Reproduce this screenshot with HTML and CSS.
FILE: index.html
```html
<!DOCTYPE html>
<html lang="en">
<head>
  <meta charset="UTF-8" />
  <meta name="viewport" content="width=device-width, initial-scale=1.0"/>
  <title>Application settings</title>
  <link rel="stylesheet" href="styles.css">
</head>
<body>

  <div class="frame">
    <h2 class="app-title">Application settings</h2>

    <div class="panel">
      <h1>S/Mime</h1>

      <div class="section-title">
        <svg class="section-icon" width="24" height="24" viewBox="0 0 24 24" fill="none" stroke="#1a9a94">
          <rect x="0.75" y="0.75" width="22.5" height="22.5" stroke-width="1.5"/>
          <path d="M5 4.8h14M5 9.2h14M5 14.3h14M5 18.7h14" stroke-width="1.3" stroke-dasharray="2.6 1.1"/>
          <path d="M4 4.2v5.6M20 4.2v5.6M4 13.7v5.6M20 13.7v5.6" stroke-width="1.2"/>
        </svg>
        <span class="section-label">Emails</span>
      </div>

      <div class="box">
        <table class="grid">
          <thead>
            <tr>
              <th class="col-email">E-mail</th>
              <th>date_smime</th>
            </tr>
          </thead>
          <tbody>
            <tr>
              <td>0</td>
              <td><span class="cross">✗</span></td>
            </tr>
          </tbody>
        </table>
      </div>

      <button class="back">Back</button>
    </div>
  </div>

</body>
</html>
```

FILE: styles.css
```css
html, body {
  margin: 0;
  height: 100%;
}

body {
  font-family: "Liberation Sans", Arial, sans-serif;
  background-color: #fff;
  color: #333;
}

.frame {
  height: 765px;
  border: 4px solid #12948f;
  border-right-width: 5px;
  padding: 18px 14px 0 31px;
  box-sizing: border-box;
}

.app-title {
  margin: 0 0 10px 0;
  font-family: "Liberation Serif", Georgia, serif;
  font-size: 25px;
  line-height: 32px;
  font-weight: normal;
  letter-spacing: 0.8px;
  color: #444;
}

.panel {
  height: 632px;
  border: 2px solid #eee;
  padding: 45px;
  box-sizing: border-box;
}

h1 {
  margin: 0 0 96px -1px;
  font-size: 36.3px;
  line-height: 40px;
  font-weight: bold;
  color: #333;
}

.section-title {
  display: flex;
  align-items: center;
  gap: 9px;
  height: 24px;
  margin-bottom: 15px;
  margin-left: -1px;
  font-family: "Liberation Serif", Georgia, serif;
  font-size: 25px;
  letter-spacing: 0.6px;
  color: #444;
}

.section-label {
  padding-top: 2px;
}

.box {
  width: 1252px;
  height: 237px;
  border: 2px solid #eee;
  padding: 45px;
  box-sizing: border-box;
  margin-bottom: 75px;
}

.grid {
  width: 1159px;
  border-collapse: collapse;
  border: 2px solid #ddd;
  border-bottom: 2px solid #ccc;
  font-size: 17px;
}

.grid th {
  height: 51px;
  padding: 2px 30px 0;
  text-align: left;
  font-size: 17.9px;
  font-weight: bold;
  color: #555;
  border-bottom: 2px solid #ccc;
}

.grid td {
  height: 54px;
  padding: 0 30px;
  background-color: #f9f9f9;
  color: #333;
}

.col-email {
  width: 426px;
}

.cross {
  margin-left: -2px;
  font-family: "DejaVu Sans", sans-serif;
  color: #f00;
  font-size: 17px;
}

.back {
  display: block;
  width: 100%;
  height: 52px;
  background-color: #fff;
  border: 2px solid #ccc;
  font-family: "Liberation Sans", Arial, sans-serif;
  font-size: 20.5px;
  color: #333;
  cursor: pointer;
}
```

________

## Problem description
Nothing in the data may differ; print all of it exactly as written.

## Written reply
Reproduce this screenshot with HTML and CSS.
FILE: index.html
```html
<!DOCTYPE html>
<html lang="en">
<head>
  <meta charset="UTF-8" />
  <meta name="viewport" content="width=device-width, initial-scale=1.0"/>
  <title>Application settings</title>
  <link rel="stylesheet" href="styles.css">
</head>
<body>

  <div class="frame">
    <h2 class="app-title">Application settings</h2>

    <div class="panel">
      <h1>S/Mime</h1>

      <div class="section-title">
        <svg class="section-icon" width="24" height="24" viewBox="0 0 24 24" fill="none" stroke="#1a9a94">
          <rect x="0.75" y="0.75" width="22.5" height="22.5" stroke-width="1.5"/>
          <path d="M5 4.8h14M5 9.2h14M5 14.3h14M5 18.7h14" stroke-width="1.3" stroke-dasharray="2.6 1.1"/>
          <path d="M4 4.2v5.6M20 4.2v5.6M4 13.7v5.6M20 13.7v5.6" stroke-width="1.2"/>
        </svg>
        <span class="section-label">Emails</span>
      </div>

      <div class="box">
        <table class="grid">
          <thead>
            <tr>
              <th class="col-email">E-mail</th>
              <th>date_smime</th>
            </tr>
          </thead>
          <tbody>
            <tr>
              <td>0</td>
              <td><span class="cross">✗</span></td>
            </tr>
          </tbody>
        </table>
      </div>

      <button class="back">Back</button>
    </div>
  </div>

</body>
</html>
```

FILE: styles.css
```css
html, body {
  margin: 0;
  height: 100%;
}

body {
  font-family: "Liberation Sans", Arial, sans-serif;
  background-color: #fff;
  color: #333;
}

.frame {
  height: 765px;
  border: 4px solid #12948f;
  border-right-width: 5px;
  padding: 18px 14px 0 31px;
  box-sizing: border-box;
}

.app-title {
  margin: 0 0 10px 0;
  font-family: "Liberation Serif", Georgia, serif;
  font-size: 25px;
  line-height: 32px;
  font-weight: normal;
  letter-spacing: 0.8px;
  color: #444;
}

.panel {
  height: 632px;
  border: 2px solid #eee;
  padding: 45px;
  box-sizing: border-box;
}

h1 {
  margin: 0 0 96px -1px;
  font-size: 36.3px;
  line-height: 40px;
  font-weight: bold;
  color: #333;
}

.section-title {
  display: flex;
  align-items: center;
  gap: 9px;
  height: 24px;
  margin-bottom: 15px;
  margin-left: -1px;
  font-family: "Liberation Serif", Georgia, serif;
  font-size: 25px;
  letter-spacing: 0.6px;
  color: #444;
}

.section-label {
  padding-top: 2px;
}

.box {
  width: 1252px;
  height: 237px;
  border: 2px solid #eee;
  padding: 45px;
  box-sizing: border-box;
  margin-bottom: 75px;
}

.grid {
  width: 1159px;
  border-collapse: collapse;
  border: 2px solid #ddd;
  border-bottom: 2px solid #ccc;
  font-size: 17px;
}

.grid th {
  height: 51px;
  padding: 2px 30px 0;
  text-align: left;
  font-size: 17.9px;
  font-weight: bold;
  color: #555;
  border-bottom: 2px solid #ccc;
}

.grid td {
  height: 54px;
  padding: 0 30px;
  background-color: #f9f9f9;
  color: #333;
}

.col-email {
  width: 426px;
}

.cross {
  margin-left: -2px;
  font-family: "DejaVu Sans", sans-serif;
  color: #f00;
  font-size: 17px;
}

.back {
  display: block;
  width: 100%;
  height: 52px;
  background-color: #fff;
  border: 2px solid #ccc;
  font-family: "Liberation Sans", Arial, sans-serif;
  font-size: 20.5px;
  color: #333;
  cursor: pointer;
}
```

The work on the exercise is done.